> Objective: Give the number of lines holding the string "React", and nothing else.

> Data provided:

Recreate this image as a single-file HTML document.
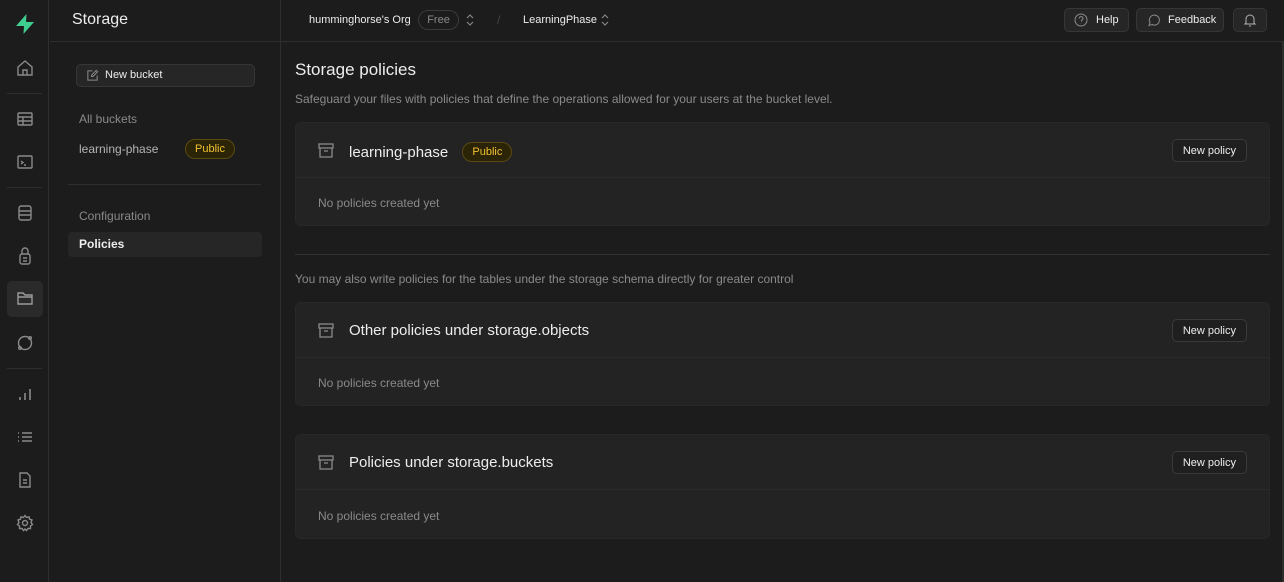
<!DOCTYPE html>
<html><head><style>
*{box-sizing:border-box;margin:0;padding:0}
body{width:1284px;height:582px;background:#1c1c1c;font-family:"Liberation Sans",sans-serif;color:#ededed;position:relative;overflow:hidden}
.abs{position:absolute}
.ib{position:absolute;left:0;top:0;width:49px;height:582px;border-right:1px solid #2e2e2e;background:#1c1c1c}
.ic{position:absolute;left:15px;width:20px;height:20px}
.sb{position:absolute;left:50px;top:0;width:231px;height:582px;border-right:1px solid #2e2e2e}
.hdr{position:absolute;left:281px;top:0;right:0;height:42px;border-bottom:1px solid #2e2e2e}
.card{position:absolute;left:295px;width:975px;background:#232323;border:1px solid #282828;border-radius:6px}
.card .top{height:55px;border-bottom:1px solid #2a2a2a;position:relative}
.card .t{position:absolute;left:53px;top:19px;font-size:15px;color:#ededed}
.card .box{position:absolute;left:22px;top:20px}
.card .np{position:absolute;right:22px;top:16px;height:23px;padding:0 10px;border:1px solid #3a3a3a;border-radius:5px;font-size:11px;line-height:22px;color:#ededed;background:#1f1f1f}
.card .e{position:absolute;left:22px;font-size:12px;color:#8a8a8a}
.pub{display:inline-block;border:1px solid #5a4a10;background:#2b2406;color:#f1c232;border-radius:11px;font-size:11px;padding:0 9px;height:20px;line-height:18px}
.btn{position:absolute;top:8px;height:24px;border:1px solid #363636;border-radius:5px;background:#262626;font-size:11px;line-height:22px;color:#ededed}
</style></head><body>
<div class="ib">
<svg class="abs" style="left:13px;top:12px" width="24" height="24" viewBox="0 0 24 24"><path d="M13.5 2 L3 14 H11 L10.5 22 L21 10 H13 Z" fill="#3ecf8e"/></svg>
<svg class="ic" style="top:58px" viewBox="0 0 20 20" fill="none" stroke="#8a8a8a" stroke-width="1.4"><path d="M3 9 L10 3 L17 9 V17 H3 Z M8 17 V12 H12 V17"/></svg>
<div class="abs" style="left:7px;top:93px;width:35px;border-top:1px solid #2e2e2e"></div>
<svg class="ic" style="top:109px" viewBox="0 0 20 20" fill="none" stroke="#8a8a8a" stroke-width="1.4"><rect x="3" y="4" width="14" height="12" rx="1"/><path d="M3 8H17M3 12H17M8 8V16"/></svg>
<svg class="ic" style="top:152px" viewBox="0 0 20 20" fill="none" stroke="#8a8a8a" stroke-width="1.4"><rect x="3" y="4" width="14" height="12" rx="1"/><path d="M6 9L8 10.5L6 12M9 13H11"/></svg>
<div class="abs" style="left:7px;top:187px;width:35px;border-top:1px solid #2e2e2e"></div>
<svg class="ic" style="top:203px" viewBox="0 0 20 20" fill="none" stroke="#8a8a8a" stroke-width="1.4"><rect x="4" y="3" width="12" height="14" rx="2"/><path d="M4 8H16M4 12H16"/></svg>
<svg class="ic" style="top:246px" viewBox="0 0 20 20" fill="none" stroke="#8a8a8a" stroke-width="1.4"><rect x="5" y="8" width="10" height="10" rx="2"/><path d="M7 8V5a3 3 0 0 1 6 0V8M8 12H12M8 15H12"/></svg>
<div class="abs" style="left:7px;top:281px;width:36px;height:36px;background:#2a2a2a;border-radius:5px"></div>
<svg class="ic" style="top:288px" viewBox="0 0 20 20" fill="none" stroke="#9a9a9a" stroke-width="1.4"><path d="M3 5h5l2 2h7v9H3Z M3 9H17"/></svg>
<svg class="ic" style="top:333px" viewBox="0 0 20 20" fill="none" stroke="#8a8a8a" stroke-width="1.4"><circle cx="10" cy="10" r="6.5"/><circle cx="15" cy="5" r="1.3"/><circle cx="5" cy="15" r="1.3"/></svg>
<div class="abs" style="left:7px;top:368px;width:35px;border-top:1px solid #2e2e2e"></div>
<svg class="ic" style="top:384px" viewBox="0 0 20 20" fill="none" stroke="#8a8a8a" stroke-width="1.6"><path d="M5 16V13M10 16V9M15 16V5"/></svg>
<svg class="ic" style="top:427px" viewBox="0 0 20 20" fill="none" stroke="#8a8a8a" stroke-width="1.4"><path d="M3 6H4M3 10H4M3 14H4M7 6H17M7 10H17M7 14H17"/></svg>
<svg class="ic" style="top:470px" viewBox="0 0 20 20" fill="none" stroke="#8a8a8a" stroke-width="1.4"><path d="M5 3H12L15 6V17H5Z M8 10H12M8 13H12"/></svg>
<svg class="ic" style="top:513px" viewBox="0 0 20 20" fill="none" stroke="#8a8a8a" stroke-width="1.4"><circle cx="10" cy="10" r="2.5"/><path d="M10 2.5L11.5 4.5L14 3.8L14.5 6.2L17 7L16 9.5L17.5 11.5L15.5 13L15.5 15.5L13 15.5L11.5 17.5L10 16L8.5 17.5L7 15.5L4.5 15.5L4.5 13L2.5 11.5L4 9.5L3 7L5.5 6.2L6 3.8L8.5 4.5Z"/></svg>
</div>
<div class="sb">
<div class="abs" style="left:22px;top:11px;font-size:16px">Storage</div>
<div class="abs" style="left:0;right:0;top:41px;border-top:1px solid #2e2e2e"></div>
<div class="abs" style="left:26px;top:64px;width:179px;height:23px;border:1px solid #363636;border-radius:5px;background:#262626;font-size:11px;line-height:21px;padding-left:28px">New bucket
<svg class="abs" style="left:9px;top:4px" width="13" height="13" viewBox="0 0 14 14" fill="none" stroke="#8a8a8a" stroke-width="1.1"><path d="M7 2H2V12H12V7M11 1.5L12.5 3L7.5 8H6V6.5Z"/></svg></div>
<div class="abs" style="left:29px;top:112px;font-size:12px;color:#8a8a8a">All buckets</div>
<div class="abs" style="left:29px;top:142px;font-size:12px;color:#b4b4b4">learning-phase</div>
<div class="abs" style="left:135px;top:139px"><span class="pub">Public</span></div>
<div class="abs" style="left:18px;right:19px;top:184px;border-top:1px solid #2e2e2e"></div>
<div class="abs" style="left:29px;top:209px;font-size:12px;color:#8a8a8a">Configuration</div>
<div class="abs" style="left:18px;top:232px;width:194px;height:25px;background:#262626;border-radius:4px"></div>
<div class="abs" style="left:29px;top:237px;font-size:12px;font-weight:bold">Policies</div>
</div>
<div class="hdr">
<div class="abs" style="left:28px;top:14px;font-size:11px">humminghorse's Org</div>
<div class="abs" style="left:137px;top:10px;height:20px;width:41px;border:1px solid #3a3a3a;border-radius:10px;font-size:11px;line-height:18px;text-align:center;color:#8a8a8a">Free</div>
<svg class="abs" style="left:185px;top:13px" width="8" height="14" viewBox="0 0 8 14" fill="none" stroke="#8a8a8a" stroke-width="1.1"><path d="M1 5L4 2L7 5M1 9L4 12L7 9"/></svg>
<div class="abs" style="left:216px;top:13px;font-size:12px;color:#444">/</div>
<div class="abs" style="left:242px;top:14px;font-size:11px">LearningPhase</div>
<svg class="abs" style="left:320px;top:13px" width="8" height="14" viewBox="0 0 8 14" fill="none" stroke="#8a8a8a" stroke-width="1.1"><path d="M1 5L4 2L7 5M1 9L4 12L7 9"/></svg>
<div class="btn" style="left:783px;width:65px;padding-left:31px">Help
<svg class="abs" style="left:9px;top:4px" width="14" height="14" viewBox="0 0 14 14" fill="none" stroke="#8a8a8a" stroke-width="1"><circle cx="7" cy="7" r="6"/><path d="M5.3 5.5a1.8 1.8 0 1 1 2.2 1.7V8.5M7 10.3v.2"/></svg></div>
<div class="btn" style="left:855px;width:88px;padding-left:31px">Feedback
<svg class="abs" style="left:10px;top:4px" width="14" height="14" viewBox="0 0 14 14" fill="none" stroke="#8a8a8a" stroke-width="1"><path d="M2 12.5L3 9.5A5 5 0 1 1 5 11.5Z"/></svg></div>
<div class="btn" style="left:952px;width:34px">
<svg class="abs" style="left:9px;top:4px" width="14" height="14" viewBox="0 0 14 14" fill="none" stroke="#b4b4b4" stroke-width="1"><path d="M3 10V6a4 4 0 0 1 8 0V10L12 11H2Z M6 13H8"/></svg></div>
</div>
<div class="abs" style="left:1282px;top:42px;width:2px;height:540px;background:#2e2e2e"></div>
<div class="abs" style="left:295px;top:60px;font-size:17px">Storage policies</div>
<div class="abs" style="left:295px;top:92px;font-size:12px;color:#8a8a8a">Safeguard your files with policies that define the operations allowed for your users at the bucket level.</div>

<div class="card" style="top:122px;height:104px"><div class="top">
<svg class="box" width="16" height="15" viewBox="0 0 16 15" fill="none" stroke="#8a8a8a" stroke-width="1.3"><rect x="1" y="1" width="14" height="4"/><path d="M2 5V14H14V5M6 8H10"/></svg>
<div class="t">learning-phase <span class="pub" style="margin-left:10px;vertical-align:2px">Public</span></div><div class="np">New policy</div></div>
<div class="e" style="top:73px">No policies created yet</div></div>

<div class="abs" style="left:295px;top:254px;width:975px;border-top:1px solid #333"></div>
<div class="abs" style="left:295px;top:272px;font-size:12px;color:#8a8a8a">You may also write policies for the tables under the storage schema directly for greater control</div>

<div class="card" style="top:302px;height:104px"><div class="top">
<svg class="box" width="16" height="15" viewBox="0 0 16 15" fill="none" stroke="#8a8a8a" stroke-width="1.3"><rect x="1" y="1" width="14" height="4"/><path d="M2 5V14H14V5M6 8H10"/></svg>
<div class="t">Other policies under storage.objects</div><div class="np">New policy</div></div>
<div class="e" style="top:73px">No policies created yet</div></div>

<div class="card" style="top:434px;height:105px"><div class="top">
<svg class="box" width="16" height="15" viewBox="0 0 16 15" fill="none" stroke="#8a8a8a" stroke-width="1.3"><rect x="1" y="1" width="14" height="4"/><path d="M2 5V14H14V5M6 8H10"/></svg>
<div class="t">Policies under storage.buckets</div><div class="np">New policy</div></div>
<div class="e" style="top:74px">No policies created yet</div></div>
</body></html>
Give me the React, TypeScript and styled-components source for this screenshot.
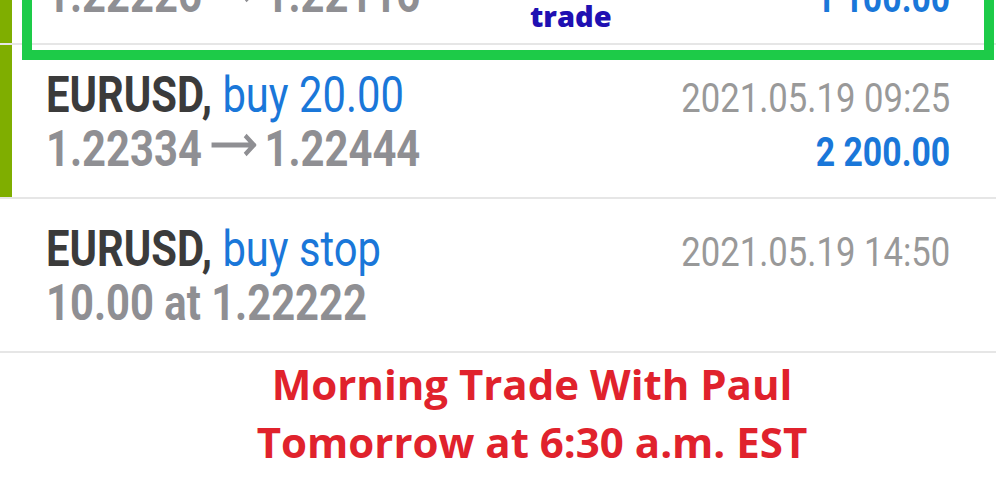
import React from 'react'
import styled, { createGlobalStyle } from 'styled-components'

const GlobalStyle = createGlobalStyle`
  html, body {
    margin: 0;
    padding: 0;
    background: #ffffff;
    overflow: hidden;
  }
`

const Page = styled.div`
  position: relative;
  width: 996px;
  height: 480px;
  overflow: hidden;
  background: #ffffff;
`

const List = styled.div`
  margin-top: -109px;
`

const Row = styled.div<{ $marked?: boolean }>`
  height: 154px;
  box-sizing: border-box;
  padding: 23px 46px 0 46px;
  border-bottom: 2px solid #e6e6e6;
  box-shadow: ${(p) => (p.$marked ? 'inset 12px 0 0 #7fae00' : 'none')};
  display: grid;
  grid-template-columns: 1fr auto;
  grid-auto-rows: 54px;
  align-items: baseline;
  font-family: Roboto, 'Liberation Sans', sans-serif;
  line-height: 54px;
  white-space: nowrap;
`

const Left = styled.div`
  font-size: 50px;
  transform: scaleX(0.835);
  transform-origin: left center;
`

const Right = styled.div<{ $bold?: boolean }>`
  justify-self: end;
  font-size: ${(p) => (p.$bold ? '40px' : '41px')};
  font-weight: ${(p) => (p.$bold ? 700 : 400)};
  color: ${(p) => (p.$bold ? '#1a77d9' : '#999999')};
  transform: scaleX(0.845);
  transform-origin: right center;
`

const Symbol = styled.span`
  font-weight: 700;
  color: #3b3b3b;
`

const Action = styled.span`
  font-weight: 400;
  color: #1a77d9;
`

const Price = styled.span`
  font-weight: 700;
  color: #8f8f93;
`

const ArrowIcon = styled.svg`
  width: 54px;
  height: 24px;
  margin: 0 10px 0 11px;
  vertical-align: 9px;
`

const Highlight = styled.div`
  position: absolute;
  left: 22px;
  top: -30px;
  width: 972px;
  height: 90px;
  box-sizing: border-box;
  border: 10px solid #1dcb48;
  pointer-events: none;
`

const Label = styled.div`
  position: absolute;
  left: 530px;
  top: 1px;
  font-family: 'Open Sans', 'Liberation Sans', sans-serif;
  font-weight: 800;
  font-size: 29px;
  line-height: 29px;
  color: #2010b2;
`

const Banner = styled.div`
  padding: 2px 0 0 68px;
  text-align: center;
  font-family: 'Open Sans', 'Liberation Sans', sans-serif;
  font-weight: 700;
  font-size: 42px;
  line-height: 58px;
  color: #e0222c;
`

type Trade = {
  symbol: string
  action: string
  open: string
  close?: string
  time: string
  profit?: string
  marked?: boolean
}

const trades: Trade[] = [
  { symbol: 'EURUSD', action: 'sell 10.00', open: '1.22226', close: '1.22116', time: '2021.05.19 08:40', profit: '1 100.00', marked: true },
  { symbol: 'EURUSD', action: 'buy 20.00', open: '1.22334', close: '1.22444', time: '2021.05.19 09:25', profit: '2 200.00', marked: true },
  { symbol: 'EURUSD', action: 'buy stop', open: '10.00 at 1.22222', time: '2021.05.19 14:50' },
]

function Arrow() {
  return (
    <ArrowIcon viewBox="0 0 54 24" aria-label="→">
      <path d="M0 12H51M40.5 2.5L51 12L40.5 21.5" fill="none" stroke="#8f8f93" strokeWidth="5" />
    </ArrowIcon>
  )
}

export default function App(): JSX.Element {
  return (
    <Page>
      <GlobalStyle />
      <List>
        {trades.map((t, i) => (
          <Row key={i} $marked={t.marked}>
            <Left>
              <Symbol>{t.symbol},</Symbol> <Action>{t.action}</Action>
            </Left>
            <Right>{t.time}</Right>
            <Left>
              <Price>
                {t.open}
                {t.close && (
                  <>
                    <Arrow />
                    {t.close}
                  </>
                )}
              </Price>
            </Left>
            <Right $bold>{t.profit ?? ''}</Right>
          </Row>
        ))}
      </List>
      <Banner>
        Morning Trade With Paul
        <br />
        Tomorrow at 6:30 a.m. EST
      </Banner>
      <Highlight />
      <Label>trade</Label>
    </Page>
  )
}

> Solution below: 2